> _Objective_
Reproduce every line in the listing that contains the word "React".

> _Provided material_
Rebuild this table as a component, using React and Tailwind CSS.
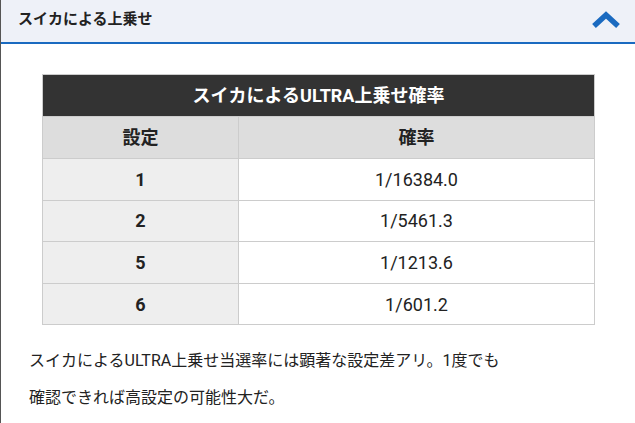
import React from "react";

const ROWS = [
  { setting: "1", rate: "1/16384.0" },
  { setting: "2", rate: "1/5461.3" },
  { setting: "5", rate: "1/1213.6" },
  { setting: "6", rate: "1/601.2" },
];

const FONT = "font-['Roboto','Noto_Sans_CJK_JP',sans-serif]";

export default function App() {
  return (
    <div className={`w-[635px] h-[423px] overflow-hidden bg-white border-l border-[#555] ${FONT}`}>
      {/* accordion header */}
      <div className="h-[44px] flex items-center justify-between pl-[17px] pr-[14px] pb-[3px] bg-[#eef1f8] border-b-2 border-[#1a6ac0]">
        <h2 className="text-[15px] font-bold text-[#222] leading-none">スイカによる上乗せ</h2>
        <svg width="30" height="20" viewBox="0 0 30 20">
          <path d="M3 16 L15 5 L27 16" fill="none" stroke="#1a6ac0" strokeWidth="5.5" strokeLinejoin="miter" />
        </svg>
      </div>

      <div className="pt-[30px] pl-[41px] pr-[40px]">
        <table className="w-full border-collapse text-[18px] text-[#222] border border-[#ccc]">
          <thead>
            <tr>
              <th colSpan={2} className="h-[42px] bg-[#333] text-white font-bold border border-[#ccc]">
                スイカによるULTRA上乗せ確率
              </th>
            </tr>
            <tr>
              <th className="w-[196px] h-[42px] bg-[#ddd] font-bold border border-[#ccc]">設定</th>
              <th className="h-[42px] bg-[#ddd] font-bold border border-[#ccc]">確率</th>
            </tr>
          </thead>
          <tbody>
            {ROWS.map((r) => (
              <tr key={r.setting}>
                <td className="h-[41.6px] bg-[#eee] text-center font-bold border border-[#ccc]">{r.setting}</td>
                <td className="h-[41.6px] bg-white text-center border border-[#ccc]">{r.rate}</td>
              </tr>
            ))}
          </tbody>
        </table>
      </div>

      <p className="mt-[17px] ml-[28px] w-[482px] text-[16px] leading-[37px] text-[#222]">
        スイカによるULTRA上乗せ当選率には顕著な設定差アリ。1度でも確認できれば高設定の可能性大だ。
      </p>
    </div>
  );
}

> _Final answer_
Rebuild this table as a component, using React and Tailwind CSS.
import React from "react";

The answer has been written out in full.